Let’s pause to behold a rare Trump acknowledgment of a bit of truthiness: The more people who are murdered by the savages from the Islamic State, the better it is for him. The Islamic State is a gift to Trump. And he is a gift to them, playing into the grand scheme of the killers. He would make the world far less safe, and bring the Islamic State closer to the global clash of worlds that those monsters desire. Paris — the slaughter of 130 people in November. 

In Trump’s telling, it was a wonderful turning point for him. “Paris happened, and Paris was a disaster,” he said. “And what happened with me is this whole run took on a whole new meaning.” From there, he lumped Paris, the Mexican border and the Syrian refugee crisis in one big rancid stew of fear. He ran dark and spooky television ads, including some in Arizona last week, showing Islamic terrorists, a picture of the Moroccan border that was supposed to be Mexico, and his promise to build the wall. In the wake of Brussels, he again said the United States should “close up our borders to people until we figure out what’s going on” and ramp up the torture of terror suspects. 

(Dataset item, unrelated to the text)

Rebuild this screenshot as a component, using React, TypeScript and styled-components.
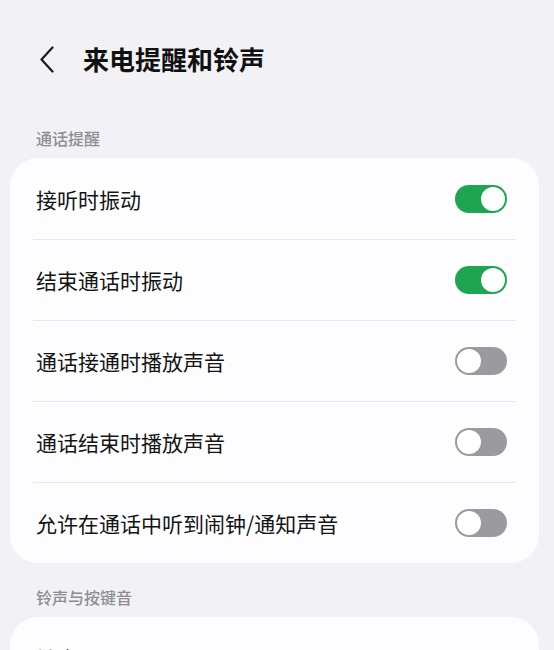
import React, { useState } from 'react';
import styled, { createGlobalStyle } from 'styled-components';

const GlobalStyle = createGlobalStyle`
  body {
    margin: 0;
    background: #f2f1f6;
    font-family: "Noto Sans CJK SC", "Noto Sans", sans-serif;
    color: #111;
  }
`;

const Page = styled.div`
  display: flex;
  flex-direction: column;
  padding: 0 15px 40px 10px;
`;

const Header = styled.div`
  height: 104px;
  display: flex;
  align-items: flex-start;
  padding: 44px 0 0 30px;
  box-sizing: border-box;
  gap: 29px;
`;

const BackButton = styled.button`
  width: 14px;
  height: 30px;
  padding: 0;
  border: none;
  background: none;
  display: flex;
  align-items: center;
  justify-content: center;
`;

const Title = styled.h1`
  margin: 0;
  font-size: 26px;
  line-height: 30px;
  font-weight: 700;
  color: #111;
`;

const SectionLabel = styled.div`
  margin: 24px 0 10px;
  padding-left: 26px;
  height: 20px;
  line-height: 20px;
  font-size: 16px;
  font-weight: 500;
  color: #8d8d92;
`;

const Card = styled.div`
  background: #fdfdff;
  border-radius: 28px;
  overflow: hidden;
`;

const Row = styled.div`
  height: 81px;
  display: flex;
  align-items: center;
  justify-content: space-between;
  padding: 0 32px 0 26px;
  position: relative;

  & + &::before {
    content: "";
    position: absolute;
    top: 0;
    left: 23px;
    right: 23px;
    height: 1px;
    background: #e7e7eb;
  }
`;

const RowText = styled.span`
  font-size: 21px;
  color: #141414;
`;

const Track = styled.button<{ $on: boolean }>`
  width: 52px;
  height: 28px;
  padding: 2px;
  border: none;
  border-radius: 14px;
  background: ${(p) => (p.$on ? '#1fa452' : '#9a9a9f')};
  display: flex;
  justify-content: ${(p) => (p.$on ? 'flex-end' : 'flex-start')};
  align-items: center;
  cursor: pointer;
  box-sizing: border-box;
`;

const Knob = styled.span`
  width: 24px;
  height: 24px;
  border-radius: 50%;
  background: #fff;
`;

const Toggle = ({ initial }: { initial: boolean }) => {
  const [on, setOn] = useState(initial);
  return (
    <Track $on={on} onClick={() => setOn(!on)}>
      <Knob />
    </Track>
  );
};

const reminders = [
  { label: '接听时振动', on: true },
  { label: '结束通话时振动', on: true },
  { label: '通话接通时播放声音', on: false },
  { label: '通话结束时播放声音', on: false },
  { label: '允许在通话中听到闹钟/通知声音', on: false },
];

export default function App() {
  return (
    <>
      <GlobalStyle />
      <Page>
        <Header>
          <BackButton aria-label="返回">
            <svg width="14" height="27" viewBox="0 0 14 27" fill="none">
              <path d="M12.5 1.5 L1.5 13.5 L12.5 25.5" stroke="#1a1a1a" strokeWidth="2.2" strokeLinecap="round" strokeLinejoin="round" />
            </svg>
          </BackButton>
          <Title>来电提醒和铃声</Title>
        </Header>

        <SectionLabel>通话提醒</SectionLabel>
        <Card>
          {reminders.map((r) => (
            <Row key={r.label}>
              <RowText>{r.label}</RowText>
              <Toggle initial={r.on} />
            </Row>
          ))}
        </Card>

        <SectionLabel>铃声与按键音</SectionLabel>
        <Card>
          <Row>
            <RowText>铃声</RowText>
          </Row>
          <Row>
            <RowText>振动模式</RowText>
          </Row>
        </Card>
      </Page>
    </>
  );
}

It gets tedious reminding people that Trump’s ideas on how to stop terror have nothing to do with the problem, but let’s give it another go. The Paris killers are not — repeat, not — Syrian refugees. Nor are they from Mexico. They are Belgian and French citizens, criminals and thugs, radicalized in the festering tenements of Brussels. The biggest wall in the world cannot prevent hatred from taking over a malleable mind, aided by Internet poison. 

As for torture, numerous military experts have concluded that it yields little useful information, and of course violates international conventions signed by the United States. 

[T] he Republican front-runner exposed himself, again, as someone who is monumentally ill prepared to be commander in chief. He listens only to himself, as he said this month, and what his gut tells him is that his only path to the White House is to do everything he can to make people feel very afraid.